Ownership agreements should be reviewed whenever there is a material change in ownership, capital structure, leadership, or business strategy, and at least every few years to ensure ongoing alignment with commercial goals. Regular reviews prevent mismatches between documented terms and operational realities that can lead to conflict. Timely updates are especially important before financing rounds, succession events, or mergers. Revisiting agreements with counsel helps incorporate legal or tax law changes and ensures valuation and buyout mechanisms remain appropriate for the company’s current stage.

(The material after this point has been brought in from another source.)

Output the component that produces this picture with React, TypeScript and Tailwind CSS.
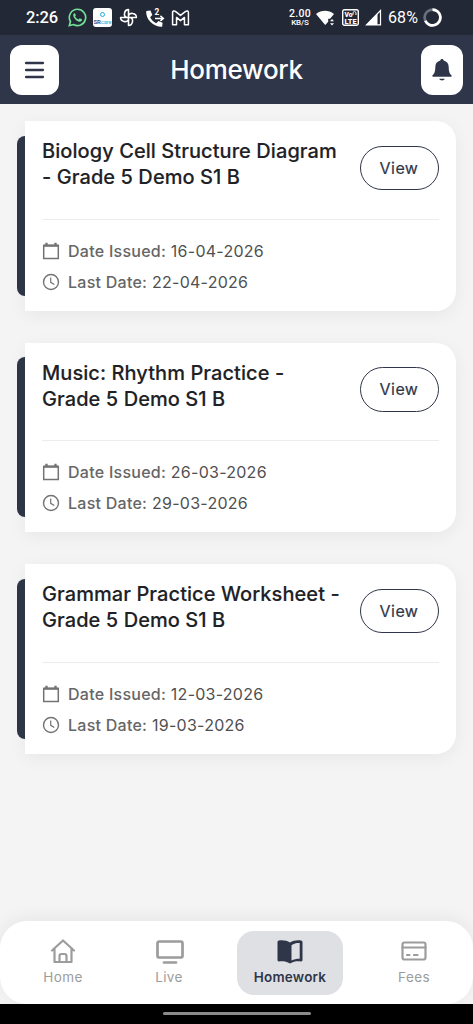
import type { ReactNode } from 'react';

type Homework = { title: string[]; issued: string; last: string };

const items: Homework[] = [
  { title: ['Biology Cell Structure Diagram', '- Grade 5 Demo S1 B'], issued: '16-04-2026', last: '22-04-2026' },
  { title: ['Music: Rhythm Practice -', 'Grade 5 Demo S1 B'], issued: '26-03-2026', last: '29-03-2026' },
  { title: ['Grammar Practice Worksheet -', 'Grade 5 Demo S1 B'], issued: '12-03-2026', last: '19-03-2026' },
];

function StatusBar() {
  return (
    <div className="flex h-[35px] shrink-0 items-center bg-[#222835] pl-[26px] pr-[31px] font-['Roboto',sans-serif] text-white">
      <span className="mt-[2px] w-[42px] text-[16.5px] leading-none font-medium tracking-[-0.1px]">2:26</span>
      <svg className="h-[19px] w-[19px]" viewBox="0 0 24 24">
        <path d="M12 1.6A10.3 10.3 0 0 0 3.1 17.1L1.7 22.3l5.3-1.4A10.3 10.3 0 1 0 12 1.6z" fill="none" stroke="#72df97" strokeWidth="2.1" />
        <path d="M8.2 6.5c-.6 0-1.6.9-1.6 2.5 0 3.2 4.3 7.9 7.9 8.3 1.8.2 3.2-.9 3.2-2.4l-.1-.6-2.8-1.3-1.3 1.5c-2.1-.8-3.7-2.3-4.6-4.1l1.1-1.3-1.1-2.6z" fill="#72df97" />
      </svg>
      <div className="ml-[6px] flex h-[19px] w-[19px] flex-col items-center rounded-[3px] bg-white pt-[4px]">
        <span className="h-[5px] w-[5px] rounded-full border-[1.5px] border-[#20aee6]" />
        <span className="mt-[1.5px] text-[6px] leading-[6px] font-bold tracking-[-0.2px] text-[#4e5985]">SR<span className="font-normal text-[#42b5d9]">care</span></span>
      </div>
      <svg className="ml-[7px] h-[19px] w-[19px]" viewBox="0 0 24 24" fill="none" stroke="white" strokeWidth="2" strokeLinejoin="round">
        <path d="M12 12H10.5C7 12 6.500 8.500 7 6.500 7.500 4 9.500 2 12 2v10zM12 12v-1.500c0-3.500 3.500-4 5.500-3.500 2.500.5 4.500 2.500 4.500 5H12zM12 12h1.500c3.500 0 4 3.500 3.500 5.500-.5 2.500-2.500 4.500-5 4.500V12zM12 12v1.500c0 3.500-3.500 4-5.500 3.500C4 16.500 2 14.500 2 12h10z" />
      </svg>
      <svg className="ml-[7px] h-[20px] w-[20px]" viewBox="0 0 24 24">
        <path d="M1.500 3.500 6.500 3l2.300 5.500-2.700 2.700c1.600 3.200 4 5.500 7.300 7.200l2.700-2.700 5 2-.5 4.900C10.500 23 .500 13.500 1.500 3.500z" fill="white" />
        <path d="M12 12.500h9.500m-3-3 3.500 3-3.500 3" fill="none" stroke="white" strokeWidth="1.800" />
        <text x="11.500" y="8.500" fontSize="10" fontWeight="700" fill="white" fontFamily="Roboto, sans-serif">2</text>
      </svg>
      <svg className="ml-[6px] h-[16px] w-[19px]" viewBox="0 0 24 20" fill="none" stroke="white" strokeWidth="1.900" strokeLinejoin="round">
        <path d="M2 18.500V3c0-2 2-2.500 3.500-1.300L12 6.800l6.500-5.100C20 .5 22 1 22 3v15.500h-5V9.300l-5 4-5-4v9.200z" />
      </svg>
      <div className="ml-auto flex w-[22px] flex-col items-center font-medium">
        <span className="text-[10.500px] leading-[10px] tracking-[0.3px]">2.00</span>
        <span className="text-[8px] leading-[8px] tracking-[-0.1px]">KB/S</span>
      </div>
      <svg className="ml-[5px] h-[18px] w-[19px]" viewBox="0 0 19 18" fill="white">
        <path d="M0 5C5.500.8 12.500.8 18 5l-4 4.800h-1.800v3L9.200 16z" />
        <path d="m16 10 2 2.300h-4zM16 16.500l-2-2.300h4z" />
      </svg>
      <svg className="ml-[7px] h-[17px] w-[17px]" viewBox="0 0 17 17">
        <rect x=".7" y=".7" width="15.600" height="15.600" rx="1.800" fill="none" stroke="white" strokeWidth="1.400" />
        <text x="2.400" y="7.600" fontSize="7" fontWeight="900" fill="white" textLength="8" lengthAdjust="spacingAndGlyphs" fontFamily="Roboto, sans-serif">Vo</text>
        <path d="M11 6V3.500l1.400-1.200L14 3.500V6" stroke="white" fill="none" />
        <text x="2.500" y="15" fontSize="8" fontWeight="900" fill="white" textLength="12" lengthAdjust="spacingAndGlyphs" fontFamily="Roboto, sans-serif">LTE</text>
      </svg>
      <svg className="ml-[6px] h-[17px] w-[17px]" viewBox="0 0 17 17">
        <path d="M1.500 15.800 15.500 1.500v14.300z" fill="none" stroke="white" strokeWidth="1.200" />
        <path d="M1 16 12.500 4.300V16z" fill="white" />
      </svg>
      <span className="mt-px ml-[6px] w-[31px] text-[16px] leading-none tracking-[0.1px] whitespace-nowrap">68%</span>
      <svg className="ml-[4px] h-[19px] w-[19px]" viewBox="0 0 19 19" fill="none" strokeWidth="2.700">
        <circle cx="9.500" cy="9.500" r="7.900" stroke="#697080" />
        <path d="M9.500 1.600A7.900 7.900 0 1 1 2.300 12.800" stroke="white" />
      </svg>
    </div>
  );
}

function Header() {
  return (
    <header className="flex h-[69px] shrink-0 items-center justify-between bg-[#303649] pr-[10px] pl-[10px]">
      <button className="flex h-[50px] w-[49px] items-center justify-center rounded-[12px] bg-white">
        <svg className="h-[18px] w-[20px]" viewBox="0 0 20 18" stroke="#303649" strokeWidth="2.300" strokeLinecap="round">
          <path d="M1 2h17M1 9h17M1 16h17" />
        </svg>
      </button>
      <h1 className="pr-[7px] text-[26px] leading-none font-medium tracking-[-0.3px] text-white">Homework</h1>
      <button className="flex h-[50px] w-[42px] items-center justify-center rounded-[12px] bg-white">
        <svg className="h-[22px] w-[20px]" viewBox="0 0 20 22" fill="#303649">
          <path d="M10 0c1 0 1.600.6 1.700 1.500 3.200.8 5 3.300 5 6.500 0 5.200 1.300 7 2.500 8 .9.800.5 1.800-.6 1.800H1.400c-1.100 0-1.500-1-.6-1.800 1.200-1 2.500-2.800 2.500-8 0-3.200 1.800-5.700 5-6.500C8.400.6 9 0 10 0zM7.200 19.800h5.600c-.5 1-1.500 1.700-2.800 1.700s-2.300-.7-2.800-1.700z" />
        </svg>
      </button>
    </header>
  );
}

function DateRow({ icon, label, value }: { icon: ReactNode; label: string; value: string }) {
  return (
    <div className="flex h-[21px] items-center gap-[8px] text-[16px] tracking-[0.26px] whitespace-nowrap">
      <svg className="h-[18px] w-[18px] shrink-0" viewBox="0 0 18 18" fill="none" stroke="#737373" strokeWidth="1.500">
        {icon}
      </svg>
      <p className="text-[#505050]"><span className="font-medium text-[#666666]">{label}</span> {value}</p>
    </div>
  );
}

function Card({ item }: { item: Homework }) {
  return (
    <article className="flex h-[189.600px] items-center">
      <div className="h-[160px] w-[8px] shrink-0 rounded-l-[8px] bg-[#2e3648]" />
      <div className="flex h-full w-[431px] flex-col rounded-r-[20px] bg-white pr-[17.500px] pl-[17px] shadow-[0_4px_18px_rgba(0,0,0,0.055)]">
        <div className="flex h-[98.500px] justify-between border-b border-[#ececec]">
          <h2 className="pt-[17.300px] text-[20px] leading-[26px] font-medium tracking-[0.07px] whitespace-nowrap text-[#202125] [-webkit-text-stroke:0.12px_#202125]">
            {item.title.map((line) => <span key={line} className="block">{line}</span>)}
          </h2>
          <button className="mt-[24.500px] h-[44.500px] w-[79px] shrink-0 rounded-full border-[1.300px] border-[#303649] text-[16px] tracking-[0.45px] text-[#303649] [-webkit-text-stroke:0.2px_#303649]">View</button>
        </div>
        <div className="flex flex-col gap-[10px] pt-[20.700px]">
          <DateRow
            label="Date Issued:"
            value={item.issued}
            icon={<><path d="M1.700 3.500h14.600v13H1.700z" /><path d="M1.700 3.700h14.600M4.500.8v3M13.500.8v3" strokeWidth="2.300" /></>}
          />
          <DateRow label="Last Date:" value={item.last} icon={<><circle cx="9" cy="9" r="7.500" strokeWidth="1.400" /><path d="M8.700 4.500v4.800l3.600 2.200" strokeWidth="1.200" /></>} />
        </div>
      </div>
    </article>
  );
}

function NavItem({ label, active, children }: { label: string; active?: boolean; children: ReactNode }) {
  return (
    <button className={active ? 'flex h-[64px] w-[106px] flex-col items-center rounded-[17px] bg-[#dfe0e4] pt-[6px] text-[#303649]' : 'flex h-[64px] w-[106px] flex-col items-center pt-[6px] text-[#9c9c9c]'}>
      <svg className="h-[28px] w-[28px] overflow-visible" viewBox="0 0 28 28" fill="none" stroke="currentColor" strokeWidth="2.200" strokeLinecap="round" strokeLinejoin="round">{children}</svg>
      <span className={active ? 'mt-[2px] text-[13.500px] leading-[20px] font-semibold tracking-[0.2px]' : 'mt-[2px] text-[13.500px] leading-[20px] tracking-[0.4px]'}>{label}</span>
    </button>
  );
}

export default function App() {
  return (
    <div className="flex h-[1024px] w-[473px] flex-col overflow-hidden bg-[#f4f4f4] font-['Inter',sans-serif]">
      <StatusBar />
      <Header />
      <main className="flex flex-1 flex-col gap-[32px] pt-[17px] pl-[17px]">
        {items.map((item) => <Card key={item.title[0]} item={item} />)}
      </main>
      <nav className="flex h-[83px] shrink-0 rounded-[27px] bg-white pt-[9.500px] pl-[10px] shadow-[0_-3px_18px_rgba(0,0,0,0.06)]">
        <NavItem label="Home">
          <path d="m3 13.500 11-10 11 10M5.500 11.500V25h17V11.500M10.500 25v-6c0-1.200.8-2 2-2h3c1.200 0 2 .8 2 2v6" />
        </NavItem>
        <div className="mr-[15px]">
          <NavItem label="Live">
            <rect x="2.500" y="4.500" width="25" height="16" rx="1.800" strokeWidth="2.700" />
            <path d="M9 25.500h12" strokeWidth="2.700" />
          </NavItem>
        </div>
        <NavItem label="Homework" active>
          <path d="M14 5.500C11 3.500 7 3 3 3.500c-.9.100-1.500.7-1.500 1.600v18c0 .9.700 1.500 1.600 1.400 3.900-.4 7.400 0 10.900 2 3.500-2 7-2.400 10.900-2 .9.100 1.600-.5 1.600-1.400v-18c0-.9-.6-1.500-1.500-1.600-4-.5-8 0-11 2z" fill="currentColor" stroke="none" />
          <path d="M15.500 8.200c2.500-1.600 5-2.200 8.200-2.100v15.700c-3-.1-5.500.4-8.200 1.700z" fill="#dfe0e4" stroke="none" />
        </NavItem>
        <div className="ml-[18px]">
          <NavItem label="Fees">
            <rect x="2.500" y="5.500" width="23" height="17" rx="2" />
            <path d="M2.500 10.500h23M7 18h2.500M14 18h3.500" />
          </NavItem>
        </div>
      </nav>
      <footer className="flex h-[20px] shrink-0 justify-center bg-black pt-[8px]">
        <div className="h-[3px] w-[148px] rounded-full bg-[#8b8b8b]" />
      </footer>
    </div>
  );
}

Ownership agreements play a central role in estate planning by controlling how an owner’s interest will be transferred at death and providing mechanisms for buyouts or continuing ownership by heirs. Coordinating these agreements with wills, trusts, and beneficiary designations prevents unintended ownership transfers and liquidity problems for heirs. Buy-sell provisions that require timely purchase of an owner’s interest can provide liquidity to families while preserving business continuity. Clear provisions reduce disputes among heirs and remaining owners and should be integrated with broader estate tax and succession planning strategies.
Operating without a written agreement leaves owners reliant on default statutory rules and informal understandings that may not match their expectations, increasing the risk of disputes, uncertainty in transfers, and governance paralysis. Lack of clear procedures can complicate financing, sales, and succession efforts. When conflicts arise, courts may interpret vague or missing provisions unpredictably, and resolution can become costly and disruptive. Creating a written agreement provides clarity, contractual remedies, and a practical roadmap for owners to resolve issues without prolonged litigation.